[TASK BRIEF] Write out each line from the data below that includes the word "Tailwind".

=== RECORD LIST ===

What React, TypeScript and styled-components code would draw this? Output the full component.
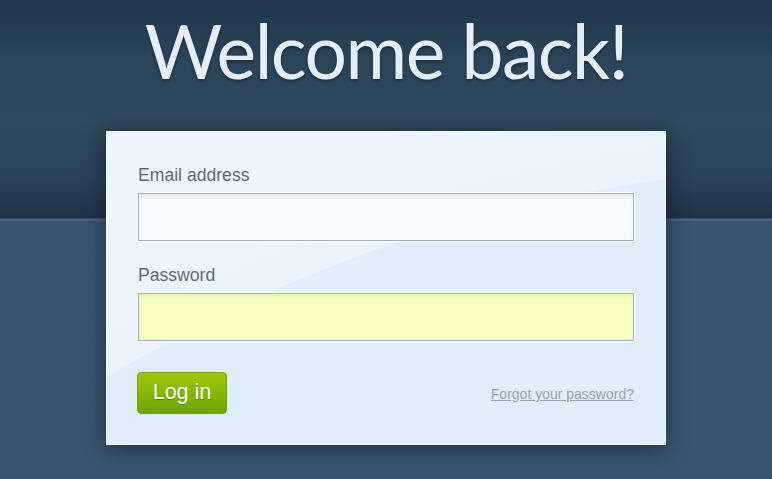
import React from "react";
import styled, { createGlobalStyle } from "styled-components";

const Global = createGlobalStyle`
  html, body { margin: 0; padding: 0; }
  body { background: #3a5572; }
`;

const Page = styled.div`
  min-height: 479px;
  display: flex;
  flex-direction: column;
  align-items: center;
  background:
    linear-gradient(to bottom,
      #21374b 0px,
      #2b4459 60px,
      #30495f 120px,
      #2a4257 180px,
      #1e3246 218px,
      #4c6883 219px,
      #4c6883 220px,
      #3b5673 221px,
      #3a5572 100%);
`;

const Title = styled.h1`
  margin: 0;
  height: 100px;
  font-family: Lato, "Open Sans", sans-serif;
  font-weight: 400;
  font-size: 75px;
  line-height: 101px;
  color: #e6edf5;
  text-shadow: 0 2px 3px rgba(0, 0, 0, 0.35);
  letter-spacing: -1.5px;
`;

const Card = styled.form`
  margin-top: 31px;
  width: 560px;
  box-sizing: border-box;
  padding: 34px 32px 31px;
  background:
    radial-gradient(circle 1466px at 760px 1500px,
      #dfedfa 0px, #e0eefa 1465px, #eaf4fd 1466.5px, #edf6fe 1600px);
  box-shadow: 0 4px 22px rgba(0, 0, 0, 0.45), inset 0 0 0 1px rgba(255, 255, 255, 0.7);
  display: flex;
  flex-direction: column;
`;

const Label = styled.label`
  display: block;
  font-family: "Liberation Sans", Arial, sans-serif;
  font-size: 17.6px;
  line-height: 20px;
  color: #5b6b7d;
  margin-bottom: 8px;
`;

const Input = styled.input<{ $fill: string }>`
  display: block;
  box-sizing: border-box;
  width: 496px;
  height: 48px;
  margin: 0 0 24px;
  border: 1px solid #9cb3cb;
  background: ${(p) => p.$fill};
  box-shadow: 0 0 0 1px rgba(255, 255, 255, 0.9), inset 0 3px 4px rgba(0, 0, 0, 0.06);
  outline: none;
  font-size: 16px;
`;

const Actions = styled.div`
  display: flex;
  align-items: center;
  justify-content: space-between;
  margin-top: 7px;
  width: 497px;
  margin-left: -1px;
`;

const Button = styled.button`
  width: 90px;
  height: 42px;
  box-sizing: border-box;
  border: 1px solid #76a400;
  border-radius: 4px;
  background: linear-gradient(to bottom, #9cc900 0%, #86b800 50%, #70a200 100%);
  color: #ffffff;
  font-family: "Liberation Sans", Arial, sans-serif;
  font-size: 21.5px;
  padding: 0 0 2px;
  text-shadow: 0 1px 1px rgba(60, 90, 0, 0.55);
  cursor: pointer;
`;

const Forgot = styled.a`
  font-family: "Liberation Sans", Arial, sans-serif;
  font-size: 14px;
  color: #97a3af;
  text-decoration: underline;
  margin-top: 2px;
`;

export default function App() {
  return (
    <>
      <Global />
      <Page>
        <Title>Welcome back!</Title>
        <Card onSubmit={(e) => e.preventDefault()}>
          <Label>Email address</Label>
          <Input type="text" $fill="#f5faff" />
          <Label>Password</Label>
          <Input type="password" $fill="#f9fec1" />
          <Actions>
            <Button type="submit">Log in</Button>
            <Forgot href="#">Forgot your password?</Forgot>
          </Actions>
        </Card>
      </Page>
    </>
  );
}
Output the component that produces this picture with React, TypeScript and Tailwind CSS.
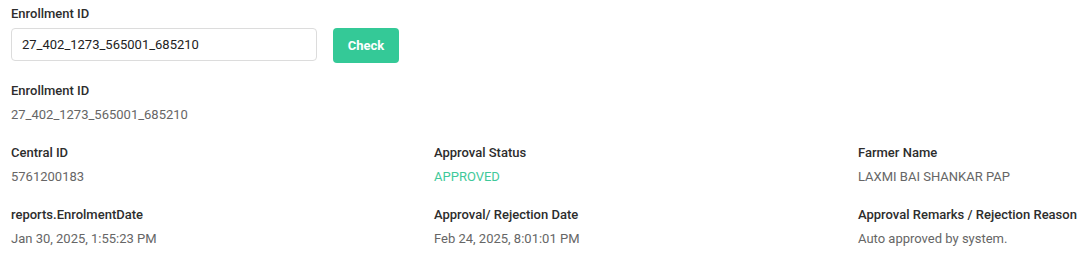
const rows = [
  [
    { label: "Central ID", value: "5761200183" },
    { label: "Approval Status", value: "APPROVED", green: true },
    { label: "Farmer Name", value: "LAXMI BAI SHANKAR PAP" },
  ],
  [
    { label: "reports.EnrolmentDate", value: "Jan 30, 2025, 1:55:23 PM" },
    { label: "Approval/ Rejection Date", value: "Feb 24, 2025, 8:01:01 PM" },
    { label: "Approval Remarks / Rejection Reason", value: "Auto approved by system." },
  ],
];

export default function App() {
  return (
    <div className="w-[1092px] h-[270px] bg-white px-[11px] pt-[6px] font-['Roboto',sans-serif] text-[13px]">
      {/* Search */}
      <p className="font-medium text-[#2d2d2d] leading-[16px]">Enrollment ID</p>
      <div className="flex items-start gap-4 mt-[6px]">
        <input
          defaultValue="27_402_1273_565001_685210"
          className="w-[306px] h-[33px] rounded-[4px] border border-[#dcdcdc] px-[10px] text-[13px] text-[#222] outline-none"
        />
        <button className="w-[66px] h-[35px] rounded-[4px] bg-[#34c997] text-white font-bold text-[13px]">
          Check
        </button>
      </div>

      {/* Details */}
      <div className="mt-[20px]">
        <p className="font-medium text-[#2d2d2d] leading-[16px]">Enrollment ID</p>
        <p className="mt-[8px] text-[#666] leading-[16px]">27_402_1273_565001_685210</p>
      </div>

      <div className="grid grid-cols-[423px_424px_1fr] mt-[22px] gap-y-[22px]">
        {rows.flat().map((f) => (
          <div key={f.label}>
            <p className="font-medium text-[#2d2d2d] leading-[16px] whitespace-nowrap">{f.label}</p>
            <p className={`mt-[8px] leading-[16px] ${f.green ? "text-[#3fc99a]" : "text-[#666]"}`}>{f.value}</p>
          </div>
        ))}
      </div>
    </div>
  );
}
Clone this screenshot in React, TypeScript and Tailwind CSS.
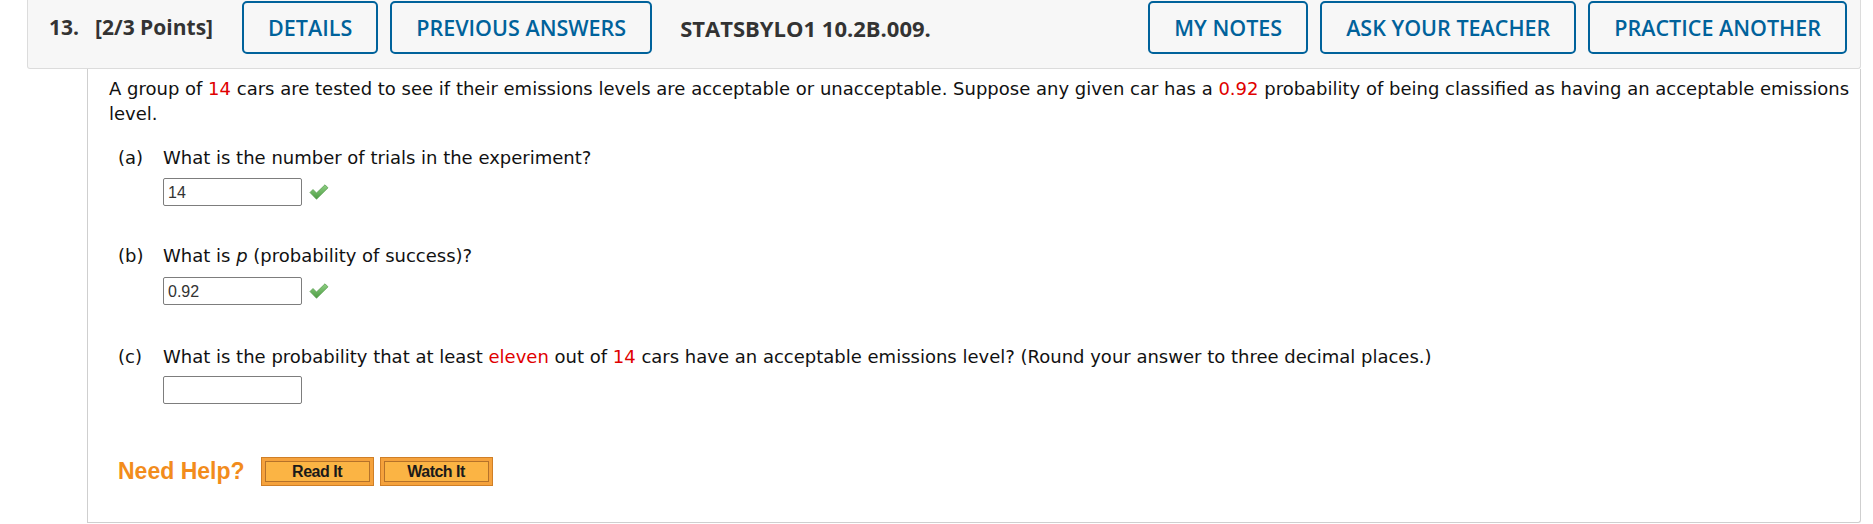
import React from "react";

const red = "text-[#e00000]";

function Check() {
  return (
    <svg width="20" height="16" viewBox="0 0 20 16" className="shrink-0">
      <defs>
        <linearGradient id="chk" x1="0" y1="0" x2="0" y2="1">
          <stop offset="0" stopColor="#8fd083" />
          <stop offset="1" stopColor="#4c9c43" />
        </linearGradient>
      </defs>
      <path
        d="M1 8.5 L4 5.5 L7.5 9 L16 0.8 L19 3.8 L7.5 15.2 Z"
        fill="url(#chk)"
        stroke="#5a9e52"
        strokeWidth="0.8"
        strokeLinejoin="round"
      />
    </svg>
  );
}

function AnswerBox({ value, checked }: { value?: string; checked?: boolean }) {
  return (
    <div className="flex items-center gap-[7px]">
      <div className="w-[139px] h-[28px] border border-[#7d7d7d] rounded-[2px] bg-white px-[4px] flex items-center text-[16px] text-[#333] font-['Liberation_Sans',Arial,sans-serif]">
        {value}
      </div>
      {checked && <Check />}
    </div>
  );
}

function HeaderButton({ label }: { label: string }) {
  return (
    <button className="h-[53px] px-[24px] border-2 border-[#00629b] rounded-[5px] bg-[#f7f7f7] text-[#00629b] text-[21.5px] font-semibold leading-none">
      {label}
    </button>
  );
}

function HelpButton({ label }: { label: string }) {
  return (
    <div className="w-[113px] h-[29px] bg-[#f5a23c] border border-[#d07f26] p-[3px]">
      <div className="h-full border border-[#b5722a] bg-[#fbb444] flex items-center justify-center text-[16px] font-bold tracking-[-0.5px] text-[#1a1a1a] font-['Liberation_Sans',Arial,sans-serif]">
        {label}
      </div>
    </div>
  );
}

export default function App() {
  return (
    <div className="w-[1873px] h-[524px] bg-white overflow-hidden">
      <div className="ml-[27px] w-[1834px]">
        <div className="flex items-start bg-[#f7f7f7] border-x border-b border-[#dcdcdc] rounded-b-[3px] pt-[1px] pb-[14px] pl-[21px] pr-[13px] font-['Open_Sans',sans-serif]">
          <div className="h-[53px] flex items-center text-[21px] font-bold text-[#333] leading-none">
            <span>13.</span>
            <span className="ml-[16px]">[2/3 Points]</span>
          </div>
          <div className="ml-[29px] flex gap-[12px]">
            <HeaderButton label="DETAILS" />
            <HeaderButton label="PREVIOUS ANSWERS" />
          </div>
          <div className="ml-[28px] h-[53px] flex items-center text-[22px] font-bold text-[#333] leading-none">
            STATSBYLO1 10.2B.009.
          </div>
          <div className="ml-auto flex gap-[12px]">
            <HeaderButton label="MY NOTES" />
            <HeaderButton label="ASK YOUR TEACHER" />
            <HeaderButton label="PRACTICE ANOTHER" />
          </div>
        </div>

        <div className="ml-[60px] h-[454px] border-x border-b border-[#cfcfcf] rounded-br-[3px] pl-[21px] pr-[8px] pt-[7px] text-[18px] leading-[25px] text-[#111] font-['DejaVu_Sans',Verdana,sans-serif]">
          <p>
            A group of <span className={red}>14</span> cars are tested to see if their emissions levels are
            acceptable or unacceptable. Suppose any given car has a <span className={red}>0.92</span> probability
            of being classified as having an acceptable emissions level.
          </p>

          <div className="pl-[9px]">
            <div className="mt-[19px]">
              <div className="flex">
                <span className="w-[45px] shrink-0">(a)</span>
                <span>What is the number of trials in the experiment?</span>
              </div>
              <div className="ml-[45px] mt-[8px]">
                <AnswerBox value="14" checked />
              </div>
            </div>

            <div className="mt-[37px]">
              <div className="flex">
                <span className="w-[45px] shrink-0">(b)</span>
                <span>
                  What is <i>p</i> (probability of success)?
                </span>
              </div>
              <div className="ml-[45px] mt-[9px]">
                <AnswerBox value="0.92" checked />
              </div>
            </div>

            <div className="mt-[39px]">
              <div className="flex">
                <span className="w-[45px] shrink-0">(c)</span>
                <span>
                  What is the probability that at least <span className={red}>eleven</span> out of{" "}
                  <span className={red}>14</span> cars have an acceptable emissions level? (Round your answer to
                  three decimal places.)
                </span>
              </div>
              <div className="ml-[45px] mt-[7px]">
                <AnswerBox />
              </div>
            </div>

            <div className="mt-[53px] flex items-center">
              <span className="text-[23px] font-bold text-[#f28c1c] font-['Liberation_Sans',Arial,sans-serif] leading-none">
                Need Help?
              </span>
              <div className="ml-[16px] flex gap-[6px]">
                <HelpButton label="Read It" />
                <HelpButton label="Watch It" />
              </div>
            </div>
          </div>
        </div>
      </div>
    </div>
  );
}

===

[RESPONSE]
Output the component that produces this picture with React, TypeScript and Tailwind CSS.
Clone this screenshot in React, TypeScript and Tailwind CSS.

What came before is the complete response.